Ex parte Young, 209 U.S. 123 (1908), is a United States Supreme Court case that allows suits in federal courts for injunctions against officials acting on behalf of states of the union to proceed despite the State's sovereign immunity, when the State acted contrary to any federal law or contrary to the Constitution.

Facts
The state of Minnesota passed laws limiting what railroads could charge in that state and established severe penalties, including fines and jail for violators. Some shareholders of Northern Pacific Railway filed a lawsuit in the United States Circuit Court for the District of Minnesota asserting that the laws were unconstitutional as violating the Due Process Clause of the Fourteenth Amendment, as well as the Dormant Commerce Clause. The shareholders sued the railroads to prevent them from complying with the law. They also sued Edward T. Young, the Attorney General of Minnesota, to prevent him from enforcing the law.

Young argued that the Eleventh Amendment, which prohibits states from being sued in federal court by citizens of other states, meant that the court did not have jurisdiction to hear the case. The federal circuit court still issued an injunction against Young enforcing the law. The following day, Young filed a proceeding in Minnesota state court to force the railroads to comply with the statute, in violation of the federal injunction. The court ordered Young to explain his actions, and he reiterated his Eleventh Amendment claim. Finding that Young violated the injunction of the federal court by enforcing the Minnesota law in state court, the court held Young in contempt. Young was placed in the custody of the U.S. Marshals Service, and so he filed a petition with the United States Supreme Court for a writ of habeas corpus for his release.

Issue
The Supreme Court faced three issues here. The first involved three questions as to the constitutionality of the Minnesota statutes:
 Did the statutes violate Fourteenth Amendment due process by setting too low a cap on the rates that railroads could charge?
 Did the statutes violate Fourteenth Amendment due process by establishing punishments so harsh that no one would challenge the laws, for fear of the consequences of losing such a challenge?
 Did the statutes violate the Commerce Clause by interfering with commerce between the states?

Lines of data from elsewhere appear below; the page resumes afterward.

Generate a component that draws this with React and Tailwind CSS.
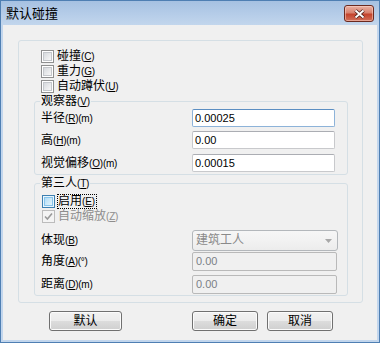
import React from "react";

// mnemonic like (C) with underlined key
const Key = ({ k }) => (
  <span className="text-[10px] tracking-[-0.2px]">
    (<span className="underline underline-offset-[1px]">{k}</span>)
  </span>
);

const Unit = ({ u }) => <span className="text-[10px] tracking-[-0.3px]">({u})</span>;

const Box = ({ state = "normal" }) => {
  if (state === "hot") {
    return (
      <div className="w-[13px] h-[13px] shrink-0 border border-[#3c7fb1] bg-[#eaf6fd] p-[1px]">
        <div className="w-full h-full border border-[#86c4ec] bg-[linear-gradient(135deg,#b1dcf6,#e3f4fc)]" />
      </div>
    );
  }
  if (state === "disabledChecked") {
    return (
      <div className="w-[13px] h-[13px] shrink-0 border border-[#bcbcbc] bg-[#f4f4f4] flex items-center justify-center">
        <svg width="11" height="11" viewBox="0 0 11 11">
          <path d="M2 5.5 L4.4 8 L9 2.5" fill="none" stroke="#9a9a9a" strokeWidth="1.6" />
        </svg>
      </div>
    );
  }
  return (
    <div className="w-[13px] h-[13px] shrink-0 border border-[#8e8f8f] bg-white p-[1px]">
      <div className="w-full h-full border border-[#c4c7cb] bg-[linear-gradient(135deg,#d6d9dd,#f7f7f7)]" />
    </div>
  );
};

const Check = ({ text, k, state, focus, disabled }) => (
  <div className="h-[15px] flex items-center">
    <Box state={state} />
    {focus ? (
      <span className="ml-[2px] border border-dotted border-black leading-[13px] pr-[1px]">
        {text}
        <Key k={k} />
      </span>
    ) : (
      <span className={"ml-[3px] leading-[15px] " + (disabled ? "text-[#8d8d8d]" : "")}>
        {text}
        <Key k={k} />
      </span>
    )}
  </div>
);

const Field = ({ value, focused, h = "h-[18px]", w = "w-[143px]" }) => (
  <div
    className={`${h} ${w} rounded-[2px] border bg-white pl-[2px] flex items-center text-[11px] ${
      focused ? "border-[#8db3d9] border-t-[#5b8ec2]" : "border-[#c8c9cc] border-t-[#abadb3]"
    }`}
  >
    {value}
  </div>
);

const DisabledField = ({ value }) => (
  <div className="h-[19px] w-[145px] rounded-[2px] border border-[#b9b9b9] bg-[#f0f0f0] pl-[3px] flex items-center text-[11px] text-[#7b7f86]">
    {value}
  </div>
);

const Button = ({ children, w }) => (
  <button
    type="button"
    className={`${w} h-[20px] border border-[#707070] rounded-[3px] bg-[linear-gradient(#f2f2f2,#ebebeb_50%,#dddddd_50%,#cfcfcf)] shadow-[inset_0_0_0_1px_#fbfbfb] text-[12px] leading-[18px] text-black`}
  >
    {children}
  </button>
);

export default function App() {
  return (
    <div className="w-[380px] h-[343px] flex flex-col border border-[#4f7fb3] bg-[linear-gradient(#a6c1e2,#c2d6ed_24px,#c2d6ed)] font-['Liberation_Sans','Noto_Sans_CJK_SC',sans-serif] text-[12px] leading-[15px] text-black">
      {/* title bar */}
      <div className="h-[24px] shrink-0 flex items-start justify-between pl-[5px] pr-[5px]">
        <span className="mt-[5px] text-[13px] leading-[15px]">默认碰撞</span>
        <div className="mt-[4px] w-[30px] h-[17px] rounded-[3px] border border-[#6b2a20] bg-[linear-gradient(#eab0a2,#d8826f_45%,#c4432c_55%,#d2705a)] shadow-[inset_0_0_0_1px_rgba(255,220,210,0.5)] flex items-center justify-center">
          <svg width="13" height="10" viewBox="0 0 13 10">
            <path d="M2.5 1.5 L10.5 8.5 M10.5 1.5 L2.5 8.5" stroke="#4a1d17" strokeWidth="3.6" />
            <path d="M2.5 1.5 L10.5 8.5 M10.5 1.5 L2.5 8.5" stroke="#ffffff" strokeWidth="1.9" />
          </svg>
        </div>
      </div>

      {/* client area */}
      <div className="flex-1 mx-[2px] mb-[2px] bg-[#f0f0f0] flex flex-col">
        <div className="mt-[15px] ml-[15px] w-[345px] h-[263px] shrink-0 border border-[#d5dfe5] rounded-[3px] flex flex-col pt-[8px]">
          <div className="pl-[22px] flex flex-col">
            <Check text="碰撞" k="C" />
            <Check text="重力" k="G" />
            <Check text="自动蹲伏" k="U" />
          </div>

          <fieldset className="ml-[15px] w-[314px] border border-[#d5dfe5] rounded-[3px] pb-[2px]">
            <legend className="ml-[5px] px-[1px] leading-[14px]">
              观察器<Key k="V" />
            </legend>
            <div className="flex items-center h-[18px] pl-[6px]">
              <span className="w-[151px]">
                半径<Key k="R" />
                <Unit u="m" />
              </span>
              <Field value="0.00025" focused />
            </div>
            <div className="mt-[4px] flex items-center h-[18px] pl-[6px]">
              <span className="w-[151px]">
                高<Key k="H" />
                <Unit u="m" />
              </span>
              <Field value="0.00" />
            </div>
            <div className="mt-[5px] flex items-center h-[18px] pl-[6px]">
              <span className="w-[151px]">
                视觉偏移<Key k="O" />
                <Unit u="m" />
              </span>
              <Field value="0.00015" />
            </div>
          </fieldset>

          <fieldset className="mt-[1px] ml-[15px] w-[314px] border border-[#d5dfe5] rounded-[3px] pb-[1px]">
            <legend className="ml-[5px] px-[1px] leading-[14px]">
              第三人<Key k="T" />
            </legend>
            <div className="mt-[3px] pl-[7px] flex flex-col">
              <Check text="启用" k="E" state="hot" focus />
              <Check text="自动缩放" k="Z" state="disabledChecked" disabled />
            </div>
            <div className="mt-[6px] flex items-center h-[21px] pl-[6px]">
              <span className="w-[151px]">
                体现<Key k="B" />
              </span>
              <div className="w-[146px] h-[21px] border border-[#b3b7bb] rounded-[3px] bg-[linear-gradient(#f6f6f6,#f2f2f2_50%,#ececec)] flex items-center pl-[3px] text-[#8a8a8a]">
                <span className="flex-1">建筑工人</span>
                <svg width="7" height="4" viewBox="0 0 7 4" className="mr-[5px]">
                  <path d="M0 0 H7 L3.5 4 Z" fill="#a8a8a8" />
                </svg>
              </div>
            </div>
            <div className="mt-[1px] flex items-center h-[19px] pl-[6px]">
              <span className="w-[151px]">
                角度<Key k="A" />
                <Unit u="°" />
              </span>
              <DisabledField value="0.00" />
            </div>
            <div className="mt-[4px] flex items-center h-[19px] pl-[6px]">
              <span className="w-[151px]">
                距离<Key k="D" />
                <Unit u="m" />
              </span>
              <DisabledField value="0.00" />
            </div>
          </fieldset>
        </div>

        {/* buttons */}
        <div className="mt-[8px] flex h-[20px] pl-[46px] pr-[44px]">
          <Button w="w-[73px]">默认</Button>
          <div className="flex-1" />
          <Button w="w-[66px]">确定</Button>
          <div className="w-[9px]" />
          <Button w="w-[66px]">取消</Button>
        </div>
      </div>
    </div>
  );
}
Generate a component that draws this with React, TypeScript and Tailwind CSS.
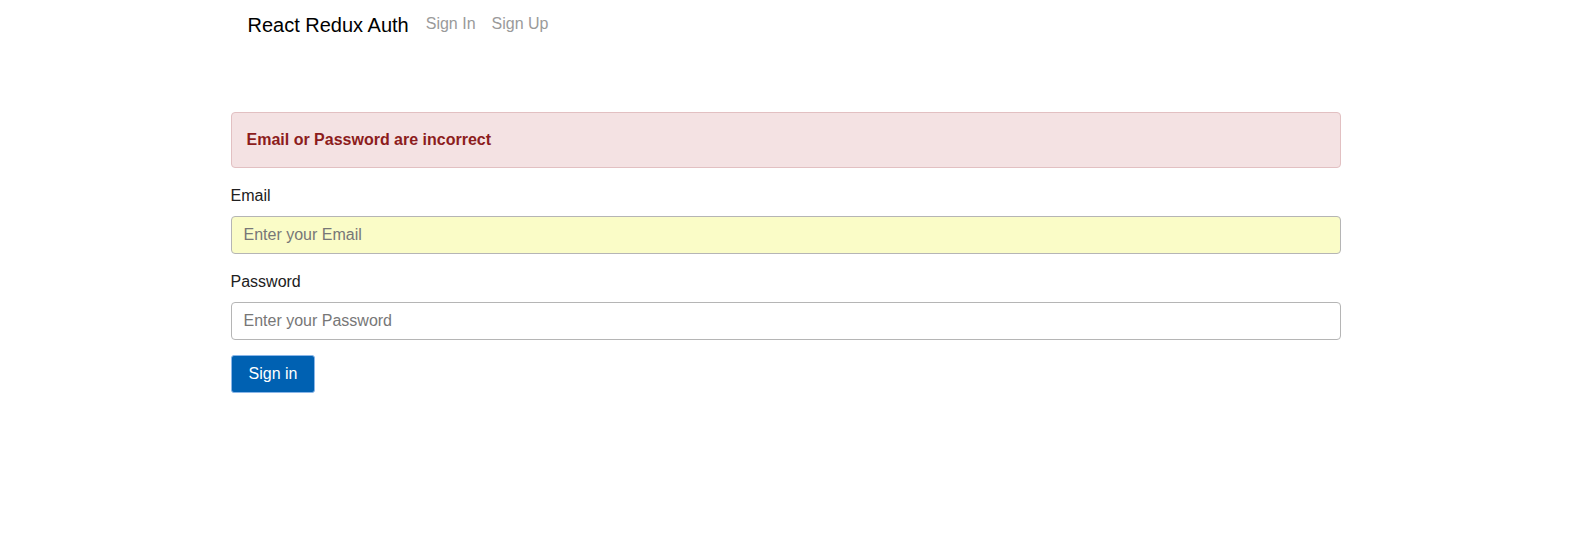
import React from "react";

export default function App() {
  return (
    <div className="min-h-[535px] bg-white text-[#212529]" style={{ fontFamily: '"Liberation Sans", Arial, sans-serif' }}>
      <div className="mx-auto w-[1140px] px-[15px]">
        <nav className="flex items-start pl-[17px] pr-4 pt-[10px]">
          <span className="text-[20px] leading-[30px] text-black mr-[17px]">React Redux Auth</span>
          <span className="pt-[2px] text-[16px] leading-[24px] text-[#9a9a9a]">Sign In</span>
          <span className="pt-[2px] text-[16px] leading-[24px] text-[#9a9a9a] ml-4">Sign Up</span>
        </nav>
        <div className="mt-[72px]">
          <div className="mb-4 rounded-[4px] border border-[#e2c0c2] bg-[#f4e2e3] p-[15px] text-[16px] font-bold leading-[24px] text-[#8c1c1c]">
            Email or Password are incorrect
          </div>
          <form onSubmit={(e) => e.preventDefault()}>
            <div className="mb-4">
              <label className="mb-2 block text-[16px] leading-[24px] text-[#212121]">Email</label>
              <input
                type="email"
                placeholder="Enter your Email"
                className="block h-[38px] w-full rounded-[4px] border border-[#b5b5b5] bg-[#fafcc7] px-3 text-[16px] leading-[24px] placeholder:text-[#777] outline-none"
              />
            </div>
            <div className="mb-4">
              <label className="mb-2 block text-[16px] leading-[24px] text-[#212121]">Password</label>
              <input
                type="password"
                placeholder="Enter your Password"
                className="block h-[38px] w-full rounded-[4px] border border-[#b5b5b5] bg-white px-3 text-[16px] leading-[24px] placeholder:text-[#777] outline-none"
              />
            </div>
            <button
              type="submit"
              className="-mt-px h-[38px] rounded-[3px] border border-[#8ab6e8] bg-[#0061b2] px-[17px] text-[16px] leading-[24px] text-white"
            >
              Sign in
            </button>
          </form>
        </div>
      </div>
    </div>
  );
}
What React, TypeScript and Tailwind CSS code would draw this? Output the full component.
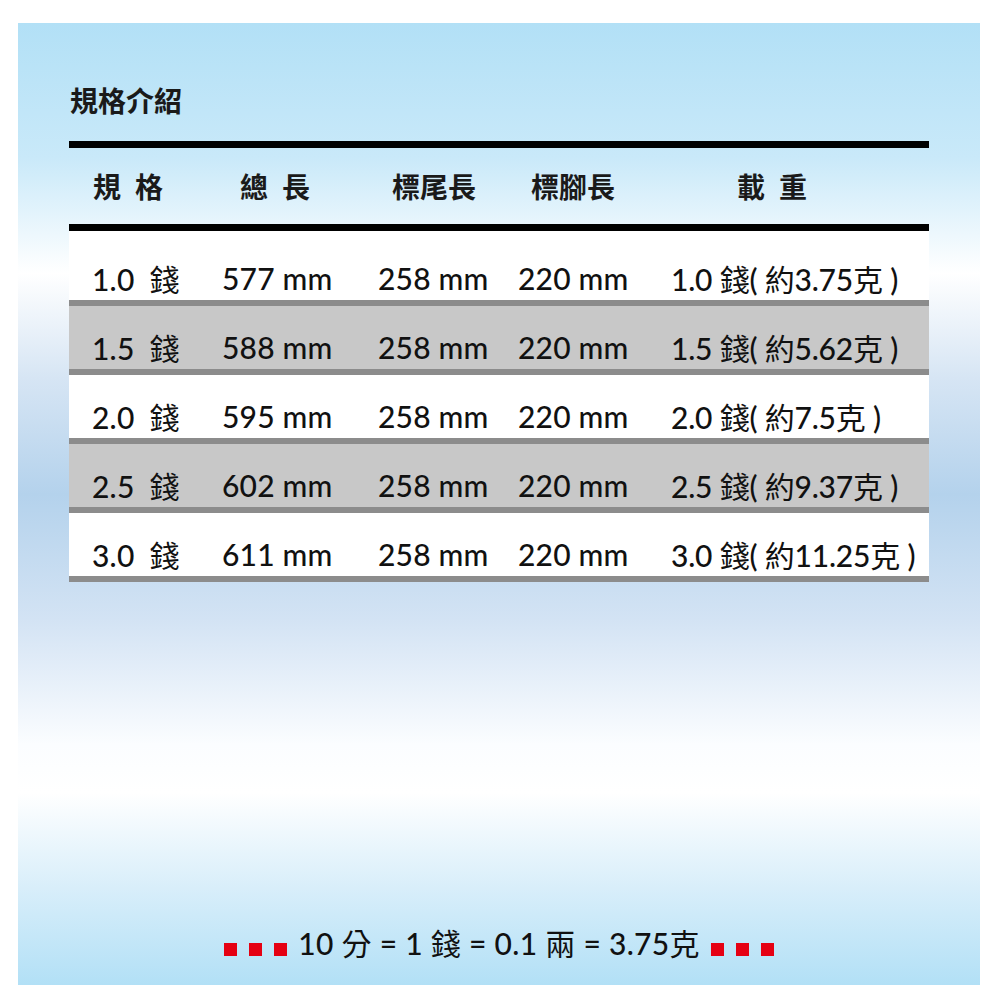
import React from "react";

const latin = "font-['Lato','Noto_Sans_CJK_TC',sans-serif]";
const cjk = "font-['Noto_Sans_CJK_TC','Noto_Sans',sans-serif]";

const rows = [
  ["1.0", "577 mm", "1.0 錢( 約3.75克 )"],
  ["1.5", "588 mm", "1.5 錢( 約5.62克 )"],
  ["2.0", "595 mm", "2.0 錢( 約7.5克 )"],
  ["2.5", "602 mm", "2.5 錢( 約9.37克 )"],
  ["3.0", "611 mm", "3.0 錢( 約11.25克 )"],
];

function T({ s }: { s: string }) {
  const parts = s.split(/([\u4e00-\u9fff]+)/);
  return (
    <>
      {parts.map((p, i) =>
        /[\u4e00-\u9fff]/.test(p) ? (
          <span key={i} className={`${cjk} font-normal`}>
            {p}
          </span>
        ) : (
          <span key={i}>{p}</span>
        )
      )}
    </>
  );
}

function Sq() {
  return <span className="block w-[13px] h-[13px] bg-[#e50012] mb-[2px]" />;
}

export default function App() {
  return (
    <div className="w-[1000px] h-[1000px] bg-white pt-[23px] pl-[18px]">
      <div className="w-[962px] h-[962px] flex flex-col bg-[linear-gradient(to_bottom,#b2e0f6_0%,#c9e9f9_14%,#ffffff_26%,#d6e5f4_37%,#b4d2ec_49%,#d3e3f4_62%,#fbfdff_75%,#ffffff_80%,#d8eefa_90%,#b2e0f6_100%)]">
        <div className={`${cjk} font-bold text-[28px] leading-[28px] text-[#1a1a1a] pl-[52px] pt-[63px]`}>
          規格介紹
        </div>
        <div className="ml-[51px] w-[860px] mt-[27px]">
          <div className="h-[7px] bg-black" />
          <div className={`${cjk} font-bold text-[28px] leading-[28px] text-[#1a1a1a] h-[76px] flex items-center pl-[24px]`}>
            <span className="w-[147px]">規{"\u2002"}格</span>
            <span className="w-[152px]">總{"\u2002"}長</span>
            <span className="w-[139px]">標尾長</span>
            <span className="w-[206px]">標腳長</span>
            <span>載{"\u2002"}重</span>
          </div>
          <div className="h-[7px] bg-black" />
          {rows.map((r, i) => (
            <div key={i}>
              <div
                className={`${latin} font-medium text-[30px] leading-[30px] tracking-[0.2px] text-[#111] flex items-start pl-[23px] ${
                  i === 0 ? "h-[69px] pt-[32px]" : "h-[63px] pt-[26px]"
                } ${i % 2 === 1 ? "bg-[#c8c8c8]" : "bg-white"}`}
              >
                <span className="w-[130px] whitespace-pre">
                  {r[0]}
                  <span className={`${cjk} font-normal ml-[15px]`}>錢</span>
                </span>
                <span className="w-[156px]">{r[1]}</span>
                <span className="w-[140px]">258 mm</span>
                <span className="w-[153px]">220 mm</span>
                <span className="whitespace-pre tracking-[-0.2px]">
                  <T s={r[2]} />
                </span>
              </div>
              <div className="h-[6px] bg-[#8c8c8c]" />
            </div>
          ))}
        </div>
        <div className="mt-auto pb-[27px] flex justify-center items-end">
          <div className="flex items-end gap-[12px]">
            <Sq />
            <Sq />
            <Sq />
          </div>
          <span className={`${latin} font-medium text-[30px] leading-[30px] tracking-[0.3px] text-[#111] mx-[11px] whitespace-pre`}>
            <T s="10 分 = 1 錢 = 0.1 兩 = 3.75克" />
          </span>
          <div className="flex items-end gap-[12px]">
            <Sq />
            <Sq />
            <Sq />
          </div>
        </div>
      </div>
    </div>
  );
}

The second issue exposed the tension between the Eleventh Amendment and the Fourteenth Amendment. The Eleventh Amendment had recently been held in Hans v. Louisiana, 134 U.S. 1 (1890), to prohibit the federal courts from hearing suits by citizens against their own states. Conversely, the Fourteenth Amendment prohibits the states from violating the due process rights of their citizens. Could a federal court entertain a lawsuit seeking to enjoin a state official from carrying out state laws that were purportedly in violation of the Fourteenth Amendment?

Result
The Court, in an opinion written by Justice Rufus Wheeler Peckham, found that the Minnesota laws with respect to the railroad rates were unconstitutional, and moved on to the issue of whether the state official could be enjoined from prosecuting violations of such laws.

Failure to enjoin the unconstitutional statute would require the person subject to a potential violation to either pay the increased rate or face the threat of prosecution. Therefore, the Court determined that it would be unfair to require challengers of a law to wait until they faced a harsh sanction before they could bring any kind of action questioning the validity of that law. The Court also noted that, although a number of cases had held that the state itself could not be sued, those cases did not prohibit enjoining a state official, as an individual, from carrying out some task on behalf of the state.

Young contended that he was merely acting for the state of Minnesota when he sought to enforce its laws. The Court disagreed, holding that when a state official does something that is unconstitutional, the official cannot possibly be doing it in the name of the state, because the Supremacy Clause of the Constitution means that the Constitution overrides all the laws of the states, invalidating any contrary laws. Therefore, when a state official attempts to enforce an unconstitutional law, that individual is stripped of his official character. He becomes merely another citizen who can constitutionally be brought before a court by a party seeking injunctive relief.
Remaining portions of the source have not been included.